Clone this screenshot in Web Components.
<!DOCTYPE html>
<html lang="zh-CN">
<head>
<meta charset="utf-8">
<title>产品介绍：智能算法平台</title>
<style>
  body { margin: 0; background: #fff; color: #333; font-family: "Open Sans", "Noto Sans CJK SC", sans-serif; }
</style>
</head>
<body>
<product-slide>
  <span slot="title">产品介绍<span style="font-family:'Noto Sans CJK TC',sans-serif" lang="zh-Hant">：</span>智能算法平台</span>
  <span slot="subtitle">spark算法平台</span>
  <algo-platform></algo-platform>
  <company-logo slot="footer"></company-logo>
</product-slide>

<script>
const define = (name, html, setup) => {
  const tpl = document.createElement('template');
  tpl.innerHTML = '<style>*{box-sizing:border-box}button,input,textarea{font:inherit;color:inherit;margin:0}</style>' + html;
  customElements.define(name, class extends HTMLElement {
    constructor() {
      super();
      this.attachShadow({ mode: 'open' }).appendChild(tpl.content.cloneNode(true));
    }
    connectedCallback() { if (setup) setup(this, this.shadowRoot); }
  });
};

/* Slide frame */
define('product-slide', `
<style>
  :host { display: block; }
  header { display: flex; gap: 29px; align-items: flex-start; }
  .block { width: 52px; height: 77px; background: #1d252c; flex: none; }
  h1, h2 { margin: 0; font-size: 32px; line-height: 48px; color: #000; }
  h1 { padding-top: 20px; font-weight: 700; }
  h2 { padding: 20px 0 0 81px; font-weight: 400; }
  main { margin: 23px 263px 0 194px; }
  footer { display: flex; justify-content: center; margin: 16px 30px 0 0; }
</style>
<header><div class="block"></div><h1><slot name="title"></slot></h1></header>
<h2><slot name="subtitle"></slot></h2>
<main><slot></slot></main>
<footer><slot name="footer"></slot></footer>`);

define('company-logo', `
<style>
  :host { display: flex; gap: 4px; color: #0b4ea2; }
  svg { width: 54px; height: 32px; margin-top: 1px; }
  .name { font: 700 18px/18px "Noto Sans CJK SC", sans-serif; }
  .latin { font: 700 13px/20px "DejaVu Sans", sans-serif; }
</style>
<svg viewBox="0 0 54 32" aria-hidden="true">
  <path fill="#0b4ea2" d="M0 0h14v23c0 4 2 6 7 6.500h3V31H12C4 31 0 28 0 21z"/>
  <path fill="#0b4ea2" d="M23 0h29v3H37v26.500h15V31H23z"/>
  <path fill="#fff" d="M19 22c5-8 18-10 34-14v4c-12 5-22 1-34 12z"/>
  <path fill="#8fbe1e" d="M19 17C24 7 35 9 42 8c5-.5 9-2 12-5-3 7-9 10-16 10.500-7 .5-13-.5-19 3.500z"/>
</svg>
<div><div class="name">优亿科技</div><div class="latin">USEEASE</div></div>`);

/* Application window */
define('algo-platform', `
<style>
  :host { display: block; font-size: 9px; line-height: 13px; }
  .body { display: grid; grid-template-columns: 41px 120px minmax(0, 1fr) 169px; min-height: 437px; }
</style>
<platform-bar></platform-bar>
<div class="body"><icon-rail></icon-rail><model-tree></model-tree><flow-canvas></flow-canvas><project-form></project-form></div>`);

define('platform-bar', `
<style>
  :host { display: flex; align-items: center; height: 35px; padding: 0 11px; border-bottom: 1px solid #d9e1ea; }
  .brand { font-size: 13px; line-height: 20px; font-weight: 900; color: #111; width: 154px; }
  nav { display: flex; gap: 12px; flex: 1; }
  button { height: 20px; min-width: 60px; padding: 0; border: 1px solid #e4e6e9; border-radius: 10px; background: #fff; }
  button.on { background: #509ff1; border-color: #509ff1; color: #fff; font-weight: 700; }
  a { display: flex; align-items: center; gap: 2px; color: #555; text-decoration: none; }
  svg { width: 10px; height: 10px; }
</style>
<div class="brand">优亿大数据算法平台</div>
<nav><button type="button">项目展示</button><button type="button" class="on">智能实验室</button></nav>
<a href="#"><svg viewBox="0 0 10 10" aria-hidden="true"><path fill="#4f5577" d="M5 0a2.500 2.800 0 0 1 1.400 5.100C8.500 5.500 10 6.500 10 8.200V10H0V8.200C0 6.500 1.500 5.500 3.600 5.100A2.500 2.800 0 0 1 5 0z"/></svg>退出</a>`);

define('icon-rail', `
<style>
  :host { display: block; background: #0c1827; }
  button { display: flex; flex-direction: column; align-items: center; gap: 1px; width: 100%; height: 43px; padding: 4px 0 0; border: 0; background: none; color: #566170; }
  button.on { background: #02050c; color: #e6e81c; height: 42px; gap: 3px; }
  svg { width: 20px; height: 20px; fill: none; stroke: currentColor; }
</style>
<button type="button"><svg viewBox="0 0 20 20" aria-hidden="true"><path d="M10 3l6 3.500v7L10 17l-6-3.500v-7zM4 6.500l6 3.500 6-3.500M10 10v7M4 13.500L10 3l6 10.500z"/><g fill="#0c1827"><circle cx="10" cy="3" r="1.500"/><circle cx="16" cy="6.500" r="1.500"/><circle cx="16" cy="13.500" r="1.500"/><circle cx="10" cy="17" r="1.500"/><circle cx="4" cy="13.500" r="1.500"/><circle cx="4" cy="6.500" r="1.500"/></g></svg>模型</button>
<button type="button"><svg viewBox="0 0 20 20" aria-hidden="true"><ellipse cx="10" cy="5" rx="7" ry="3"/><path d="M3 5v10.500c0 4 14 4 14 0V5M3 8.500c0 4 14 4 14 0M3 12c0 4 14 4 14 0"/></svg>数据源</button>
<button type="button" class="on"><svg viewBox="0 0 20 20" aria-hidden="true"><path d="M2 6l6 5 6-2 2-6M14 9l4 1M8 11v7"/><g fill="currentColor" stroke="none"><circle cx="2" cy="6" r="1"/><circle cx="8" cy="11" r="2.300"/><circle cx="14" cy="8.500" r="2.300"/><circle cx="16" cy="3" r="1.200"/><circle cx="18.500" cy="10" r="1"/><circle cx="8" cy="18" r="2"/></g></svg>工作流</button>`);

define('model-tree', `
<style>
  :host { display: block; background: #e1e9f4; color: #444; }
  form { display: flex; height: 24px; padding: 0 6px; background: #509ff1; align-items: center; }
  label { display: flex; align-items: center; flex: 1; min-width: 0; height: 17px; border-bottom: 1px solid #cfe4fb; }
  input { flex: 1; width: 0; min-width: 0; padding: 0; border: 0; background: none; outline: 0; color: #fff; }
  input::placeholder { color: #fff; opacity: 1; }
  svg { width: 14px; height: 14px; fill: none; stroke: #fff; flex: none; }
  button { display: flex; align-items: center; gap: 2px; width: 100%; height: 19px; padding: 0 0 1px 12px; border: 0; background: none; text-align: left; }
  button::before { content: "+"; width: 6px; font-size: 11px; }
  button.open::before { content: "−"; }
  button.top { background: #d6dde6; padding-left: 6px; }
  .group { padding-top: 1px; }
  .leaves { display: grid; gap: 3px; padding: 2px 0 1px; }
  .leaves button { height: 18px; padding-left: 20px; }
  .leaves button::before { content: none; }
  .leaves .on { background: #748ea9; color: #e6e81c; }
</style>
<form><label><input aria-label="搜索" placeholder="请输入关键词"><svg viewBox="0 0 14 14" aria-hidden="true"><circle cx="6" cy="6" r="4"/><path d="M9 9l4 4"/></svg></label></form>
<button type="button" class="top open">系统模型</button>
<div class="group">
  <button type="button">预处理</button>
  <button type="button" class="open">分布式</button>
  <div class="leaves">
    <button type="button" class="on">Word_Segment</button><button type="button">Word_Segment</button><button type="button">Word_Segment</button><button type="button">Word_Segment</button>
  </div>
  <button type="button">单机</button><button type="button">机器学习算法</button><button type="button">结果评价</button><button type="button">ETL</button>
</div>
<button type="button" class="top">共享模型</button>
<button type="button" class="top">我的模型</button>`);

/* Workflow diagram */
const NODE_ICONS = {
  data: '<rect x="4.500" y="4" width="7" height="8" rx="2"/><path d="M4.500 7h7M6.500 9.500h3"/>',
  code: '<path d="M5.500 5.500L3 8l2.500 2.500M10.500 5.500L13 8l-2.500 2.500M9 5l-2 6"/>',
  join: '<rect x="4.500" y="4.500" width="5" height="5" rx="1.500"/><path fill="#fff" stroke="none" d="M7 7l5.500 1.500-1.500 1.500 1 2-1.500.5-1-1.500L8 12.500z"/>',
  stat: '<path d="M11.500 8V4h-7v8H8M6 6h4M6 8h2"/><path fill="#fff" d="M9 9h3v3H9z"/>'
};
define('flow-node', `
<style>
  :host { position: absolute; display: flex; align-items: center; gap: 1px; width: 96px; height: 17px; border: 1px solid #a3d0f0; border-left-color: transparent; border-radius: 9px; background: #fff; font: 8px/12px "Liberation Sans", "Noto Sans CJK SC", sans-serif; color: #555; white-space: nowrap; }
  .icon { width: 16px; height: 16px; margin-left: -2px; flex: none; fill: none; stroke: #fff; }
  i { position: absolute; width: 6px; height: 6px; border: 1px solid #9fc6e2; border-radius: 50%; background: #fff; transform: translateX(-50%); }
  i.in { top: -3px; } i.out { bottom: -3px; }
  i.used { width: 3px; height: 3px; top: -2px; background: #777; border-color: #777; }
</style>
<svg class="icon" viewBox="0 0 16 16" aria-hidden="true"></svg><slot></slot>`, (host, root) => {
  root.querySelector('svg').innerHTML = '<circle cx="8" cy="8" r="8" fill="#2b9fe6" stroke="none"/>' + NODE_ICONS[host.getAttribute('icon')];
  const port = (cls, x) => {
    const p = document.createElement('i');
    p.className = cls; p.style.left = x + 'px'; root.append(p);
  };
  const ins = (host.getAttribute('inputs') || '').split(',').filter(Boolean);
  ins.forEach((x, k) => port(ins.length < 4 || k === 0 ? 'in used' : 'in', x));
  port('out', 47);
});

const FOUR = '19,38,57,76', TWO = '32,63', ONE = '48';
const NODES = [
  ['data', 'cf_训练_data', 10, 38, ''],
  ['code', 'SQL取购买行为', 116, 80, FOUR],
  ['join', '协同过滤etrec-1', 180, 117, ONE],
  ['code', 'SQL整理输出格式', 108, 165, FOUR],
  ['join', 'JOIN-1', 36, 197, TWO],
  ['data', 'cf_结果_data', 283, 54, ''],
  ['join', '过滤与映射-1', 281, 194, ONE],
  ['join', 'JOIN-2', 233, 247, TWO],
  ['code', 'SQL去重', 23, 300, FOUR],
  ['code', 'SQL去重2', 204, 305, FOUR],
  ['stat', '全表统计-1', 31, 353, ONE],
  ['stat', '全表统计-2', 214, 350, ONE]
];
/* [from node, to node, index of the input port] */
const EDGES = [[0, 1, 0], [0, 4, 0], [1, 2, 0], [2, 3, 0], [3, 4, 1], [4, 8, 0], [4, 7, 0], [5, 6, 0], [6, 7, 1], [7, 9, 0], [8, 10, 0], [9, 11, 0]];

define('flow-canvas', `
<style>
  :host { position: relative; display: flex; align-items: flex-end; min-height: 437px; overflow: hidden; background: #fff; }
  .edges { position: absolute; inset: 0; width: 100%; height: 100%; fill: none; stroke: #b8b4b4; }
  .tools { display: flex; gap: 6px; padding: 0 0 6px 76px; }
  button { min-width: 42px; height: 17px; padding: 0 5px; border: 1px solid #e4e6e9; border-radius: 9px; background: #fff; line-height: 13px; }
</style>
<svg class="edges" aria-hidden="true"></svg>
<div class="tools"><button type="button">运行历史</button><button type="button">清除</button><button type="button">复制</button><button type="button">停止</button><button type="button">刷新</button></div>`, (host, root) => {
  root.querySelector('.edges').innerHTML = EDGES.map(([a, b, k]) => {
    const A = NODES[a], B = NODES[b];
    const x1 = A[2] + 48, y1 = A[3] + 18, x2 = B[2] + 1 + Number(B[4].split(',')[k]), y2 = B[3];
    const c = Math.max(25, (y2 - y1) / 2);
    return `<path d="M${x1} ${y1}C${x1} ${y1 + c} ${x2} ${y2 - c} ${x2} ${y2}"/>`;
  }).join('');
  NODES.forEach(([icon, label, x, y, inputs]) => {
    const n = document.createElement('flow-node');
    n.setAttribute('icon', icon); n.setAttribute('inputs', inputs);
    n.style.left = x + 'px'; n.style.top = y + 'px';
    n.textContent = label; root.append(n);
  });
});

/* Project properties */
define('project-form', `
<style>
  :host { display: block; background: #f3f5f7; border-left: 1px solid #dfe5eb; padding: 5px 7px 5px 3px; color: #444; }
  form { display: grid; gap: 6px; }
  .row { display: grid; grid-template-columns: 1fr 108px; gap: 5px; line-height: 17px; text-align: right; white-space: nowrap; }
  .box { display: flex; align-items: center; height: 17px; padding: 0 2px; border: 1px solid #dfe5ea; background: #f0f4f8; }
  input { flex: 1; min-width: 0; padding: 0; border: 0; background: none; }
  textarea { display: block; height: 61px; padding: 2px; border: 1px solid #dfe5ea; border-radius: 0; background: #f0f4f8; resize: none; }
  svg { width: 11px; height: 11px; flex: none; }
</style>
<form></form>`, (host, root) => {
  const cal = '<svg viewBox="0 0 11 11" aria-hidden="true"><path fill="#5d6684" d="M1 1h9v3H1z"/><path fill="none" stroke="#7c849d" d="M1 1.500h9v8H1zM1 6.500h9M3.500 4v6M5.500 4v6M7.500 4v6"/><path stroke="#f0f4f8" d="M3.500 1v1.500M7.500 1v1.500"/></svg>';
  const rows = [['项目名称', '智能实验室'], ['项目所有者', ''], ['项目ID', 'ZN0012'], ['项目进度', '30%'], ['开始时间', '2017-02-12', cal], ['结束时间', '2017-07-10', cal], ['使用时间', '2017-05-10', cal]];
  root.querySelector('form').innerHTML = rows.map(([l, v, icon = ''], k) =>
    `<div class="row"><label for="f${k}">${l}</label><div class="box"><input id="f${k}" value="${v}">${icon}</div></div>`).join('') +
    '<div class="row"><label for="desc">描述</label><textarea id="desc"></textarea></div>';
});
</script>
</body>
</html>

-- -- --

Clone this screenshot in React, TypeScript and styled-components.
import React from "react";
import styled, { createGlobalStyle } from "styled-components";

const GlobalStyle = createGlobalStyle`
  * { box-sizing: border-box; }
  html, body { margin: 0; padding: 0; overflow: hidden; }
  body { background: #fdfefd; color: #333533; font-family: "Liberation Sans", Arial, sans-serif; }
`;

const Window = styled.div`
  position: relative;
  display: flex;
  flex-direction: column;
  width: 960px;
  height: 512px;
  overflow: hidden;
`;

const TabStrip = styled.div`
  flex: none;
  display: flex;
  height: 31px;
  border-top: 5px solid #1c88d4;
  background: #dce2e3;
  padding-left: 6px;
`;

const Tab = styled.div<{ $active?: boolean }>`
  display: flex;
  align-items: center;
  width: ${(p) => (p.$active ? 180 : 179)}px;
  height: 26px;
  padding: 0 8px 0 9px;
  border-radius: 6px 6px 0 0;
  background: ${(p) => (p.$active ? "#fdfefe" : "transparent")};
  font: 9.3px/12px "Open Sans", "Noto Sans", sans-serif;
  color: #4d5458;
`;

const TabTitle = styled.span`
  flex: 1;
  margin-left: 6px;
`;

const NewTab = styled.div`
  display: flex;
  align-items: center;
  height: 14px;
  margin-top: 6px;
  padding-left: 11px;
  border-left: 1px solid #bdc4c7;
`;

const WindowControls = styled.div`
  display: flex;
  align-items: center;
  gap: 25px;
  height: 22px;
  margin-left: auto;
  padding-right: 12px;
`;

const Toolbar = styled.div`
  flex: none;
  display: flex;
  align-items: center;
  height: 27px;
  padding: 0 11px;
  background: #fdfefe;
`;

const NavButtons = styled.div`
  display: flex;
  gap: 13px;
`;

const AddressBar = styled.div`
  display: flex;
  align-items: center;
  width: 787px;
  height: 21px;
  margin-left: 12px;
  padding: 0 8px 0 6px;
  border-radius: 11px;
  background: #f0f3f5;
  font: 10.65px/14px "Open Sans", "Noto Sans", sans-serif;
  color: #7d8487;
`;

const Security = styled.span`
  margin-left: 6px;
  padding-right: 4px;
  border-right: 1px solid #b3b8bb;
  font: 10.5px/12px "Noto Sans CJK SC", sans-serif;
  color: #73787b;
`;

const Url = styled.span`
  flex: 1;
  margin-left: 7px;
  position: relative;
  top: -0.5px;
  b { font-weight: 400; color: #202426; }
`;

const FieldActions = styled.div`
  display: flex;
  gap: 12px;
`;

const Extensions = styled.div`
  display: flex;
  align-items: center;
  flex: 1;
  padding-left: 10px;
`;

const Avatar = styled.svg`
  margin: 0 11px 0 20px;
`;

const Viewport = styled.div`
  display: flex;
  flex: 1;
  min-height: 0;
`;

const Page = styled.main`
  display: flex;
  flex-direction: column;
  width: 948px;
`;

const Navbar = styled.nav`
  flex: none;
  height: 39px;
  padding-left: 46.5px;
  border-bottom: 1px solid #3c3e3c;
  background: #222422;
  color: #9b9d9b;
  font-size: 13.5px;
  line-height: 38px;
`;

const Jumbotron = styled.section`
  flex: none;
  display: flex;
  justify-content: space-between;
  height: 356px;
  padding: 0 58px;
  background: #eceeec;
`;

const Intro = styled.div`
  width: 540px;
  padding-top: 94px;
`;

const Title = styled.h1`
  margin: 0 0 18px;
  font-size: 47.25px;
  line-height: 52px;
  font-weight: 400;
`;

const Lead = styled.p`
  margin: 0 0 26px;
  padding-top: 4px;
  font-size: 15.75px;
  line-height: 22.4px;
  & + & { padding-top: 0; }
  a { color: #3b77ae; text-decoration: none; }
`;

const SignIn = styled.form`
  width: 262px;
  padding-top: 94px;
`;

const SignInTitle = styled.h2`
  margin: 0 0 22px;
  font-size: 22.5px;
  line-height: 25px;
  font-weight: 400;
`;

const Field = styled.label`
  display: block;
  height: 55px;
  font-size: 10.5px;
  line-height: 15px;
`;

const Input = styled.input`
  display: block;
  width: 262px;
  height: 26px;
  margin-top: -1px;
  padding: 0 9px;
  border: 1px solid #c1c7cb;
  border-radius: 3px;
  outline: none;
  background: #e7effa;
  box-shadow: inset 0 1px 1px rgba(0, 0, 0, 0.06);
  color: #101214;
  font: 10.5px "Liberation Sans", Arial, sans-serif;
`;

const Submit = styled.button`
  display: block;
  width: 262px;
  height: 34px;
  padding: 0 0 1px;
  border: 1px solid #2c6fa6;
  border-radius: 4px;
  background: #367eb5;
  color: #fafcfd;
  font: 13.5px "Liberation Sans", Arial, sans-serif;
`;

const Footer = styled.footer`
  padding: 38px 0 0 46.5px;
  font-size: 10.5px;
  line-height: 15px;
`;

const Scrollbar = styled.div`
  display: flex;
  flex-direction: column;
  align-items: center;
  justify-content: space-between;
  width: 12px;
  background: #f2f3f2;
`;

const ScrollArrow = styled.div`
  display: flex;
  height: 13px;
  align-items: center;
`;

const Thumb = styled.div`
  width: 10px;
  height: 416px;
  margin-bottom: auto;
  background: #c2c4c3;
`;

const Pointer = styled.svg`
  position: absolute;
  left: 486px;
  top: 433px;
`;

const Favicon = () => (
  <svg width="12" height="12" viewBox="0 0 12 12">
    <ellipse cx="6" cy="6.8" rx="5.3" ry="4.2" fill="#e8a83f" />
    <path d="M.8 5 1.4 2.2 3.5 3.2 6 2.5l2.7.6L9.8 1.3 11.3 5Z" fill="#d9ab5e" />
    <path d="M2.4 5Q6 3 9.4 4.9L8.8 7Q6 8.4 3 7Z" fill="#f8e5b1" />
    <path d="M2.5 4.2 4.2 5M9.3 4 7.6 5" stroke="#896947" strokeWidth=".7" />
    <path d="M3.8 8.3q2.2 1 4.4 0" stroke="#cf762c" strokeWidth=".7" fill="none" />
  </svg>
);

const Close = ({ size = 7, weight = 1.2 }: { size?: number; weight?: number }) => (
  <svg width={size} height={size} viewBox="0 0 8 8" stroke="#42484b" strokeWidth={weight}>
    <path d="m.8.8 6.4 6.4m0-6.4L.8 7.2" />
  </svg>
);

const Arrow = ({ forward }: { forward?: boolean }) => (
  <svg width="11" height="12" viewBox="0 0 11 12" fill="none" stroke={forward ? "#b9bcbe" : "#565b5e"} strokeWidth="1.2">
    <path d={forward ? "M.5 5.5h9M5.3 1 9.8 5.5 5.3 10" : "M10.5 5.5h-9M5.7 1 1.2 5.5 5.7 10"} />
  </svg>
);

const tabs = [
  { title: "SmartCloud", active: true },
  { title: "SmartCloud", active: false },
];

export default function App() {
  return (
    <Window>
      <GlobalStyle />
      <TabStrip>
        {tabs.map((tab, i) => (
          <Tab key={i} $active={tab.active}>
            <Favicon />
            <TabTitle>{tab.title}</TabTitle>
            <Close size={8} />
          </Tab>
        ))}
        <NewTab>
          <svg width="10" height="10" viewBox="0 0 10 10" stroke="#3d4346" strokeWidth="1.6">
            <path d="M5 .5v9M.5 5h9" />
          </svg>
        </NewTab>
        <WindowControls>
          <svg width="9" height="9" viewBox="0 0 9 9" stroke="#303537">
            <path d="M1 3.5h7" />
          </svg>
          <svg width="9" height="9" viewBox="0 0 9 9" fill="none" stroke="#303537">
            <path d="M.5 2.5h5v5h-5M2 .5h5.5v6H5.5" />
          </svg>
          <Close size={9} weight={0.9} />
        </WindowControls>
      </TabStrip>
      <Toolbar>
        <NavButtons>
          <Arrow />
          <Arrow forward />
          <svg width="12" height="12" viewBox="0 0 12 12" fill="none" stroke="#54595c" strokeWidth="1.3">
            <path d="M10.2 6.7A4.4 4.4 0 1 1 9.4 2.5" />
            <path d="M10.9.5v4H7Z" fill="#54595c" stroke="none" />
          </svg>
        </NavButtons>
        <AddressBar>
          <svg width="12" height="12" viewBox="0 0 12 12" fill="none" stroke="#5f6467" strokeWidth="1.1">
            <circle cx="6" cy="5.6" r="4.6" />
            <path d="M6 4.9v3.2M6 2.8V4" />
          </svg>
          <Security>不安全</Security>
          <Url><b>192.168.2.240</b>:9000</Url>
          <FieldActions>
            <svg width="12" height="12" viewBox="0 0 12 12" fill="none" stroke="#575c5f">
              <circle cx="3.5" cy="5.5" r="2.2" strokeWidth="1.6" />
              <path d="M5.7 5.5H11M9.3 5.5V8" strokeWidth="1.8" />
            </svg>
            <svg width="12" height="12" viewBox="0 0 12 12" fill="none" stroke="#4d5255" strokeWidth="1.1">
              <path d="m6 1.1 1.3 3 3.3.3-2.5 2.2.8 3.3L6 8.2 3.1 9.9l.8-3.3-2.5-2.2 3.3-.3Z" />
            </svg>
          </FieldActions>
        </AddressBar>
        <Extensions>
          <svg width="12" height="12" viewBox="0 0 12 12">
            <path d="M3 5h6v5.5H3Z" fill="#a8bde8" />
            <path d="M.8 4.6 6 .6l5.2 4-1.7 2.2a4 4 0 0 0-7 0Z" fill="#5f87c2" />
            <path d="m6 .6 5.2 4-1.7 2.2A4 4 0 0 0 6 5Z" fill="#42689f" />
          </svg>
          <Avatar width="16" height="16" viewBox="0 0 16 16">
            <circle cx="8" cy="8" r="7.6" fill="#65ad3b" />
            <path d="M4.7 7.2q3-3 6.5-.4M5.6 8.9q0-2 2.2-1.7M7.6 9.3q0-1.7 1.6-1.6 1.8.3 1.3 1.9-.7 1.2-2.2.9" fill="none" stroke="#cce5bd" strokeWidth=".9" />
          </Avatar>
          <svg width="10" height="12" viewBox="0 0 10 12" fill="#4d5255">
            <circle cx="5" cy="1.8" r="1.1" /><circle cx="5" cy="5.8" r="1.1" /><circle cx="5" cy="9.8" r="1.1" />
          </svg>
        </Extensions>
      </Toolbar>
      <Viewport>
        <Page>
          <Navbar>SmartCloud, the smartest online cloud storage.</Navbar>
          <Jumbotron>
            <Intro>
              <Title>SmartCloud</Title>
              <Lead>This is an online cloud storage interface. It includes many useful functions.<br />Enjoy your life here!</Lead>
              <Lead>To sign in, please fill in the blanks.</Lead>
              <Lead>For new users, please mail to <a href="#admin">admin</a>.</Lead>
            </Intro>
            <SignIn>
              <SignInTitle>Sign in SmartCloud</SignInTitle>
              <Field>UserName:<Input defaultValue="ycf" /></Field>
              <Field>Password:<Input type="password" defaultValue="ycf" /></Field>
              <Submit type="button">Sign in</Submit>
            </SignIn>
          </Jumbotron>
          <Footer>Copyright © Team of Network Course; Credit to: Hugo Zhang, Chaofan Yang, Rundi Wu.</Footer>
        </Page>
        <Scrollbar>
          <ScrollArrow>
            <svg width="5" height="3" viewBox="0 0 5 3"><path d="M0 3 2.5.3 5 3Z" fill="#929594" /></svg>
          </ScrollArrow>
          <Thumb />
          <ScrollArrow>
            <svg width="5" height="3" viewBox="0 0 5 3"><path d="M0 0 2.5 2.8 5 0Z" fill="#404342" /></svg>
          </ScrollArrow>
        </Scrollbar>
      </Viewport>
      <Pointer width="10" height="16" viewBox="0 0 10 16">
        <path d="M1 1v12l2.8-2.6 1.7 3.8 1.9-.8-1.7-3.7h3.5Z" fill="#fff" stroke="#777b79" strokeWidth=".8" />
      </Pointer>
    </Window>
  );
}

-- -- --

* Problem requirements: Gather each line in these records that contains the string "screenshot".

* Reply to the exercise:
Clone this screenshot in Web Components.
Clone this screenshot in React, TypeScript and styled-components.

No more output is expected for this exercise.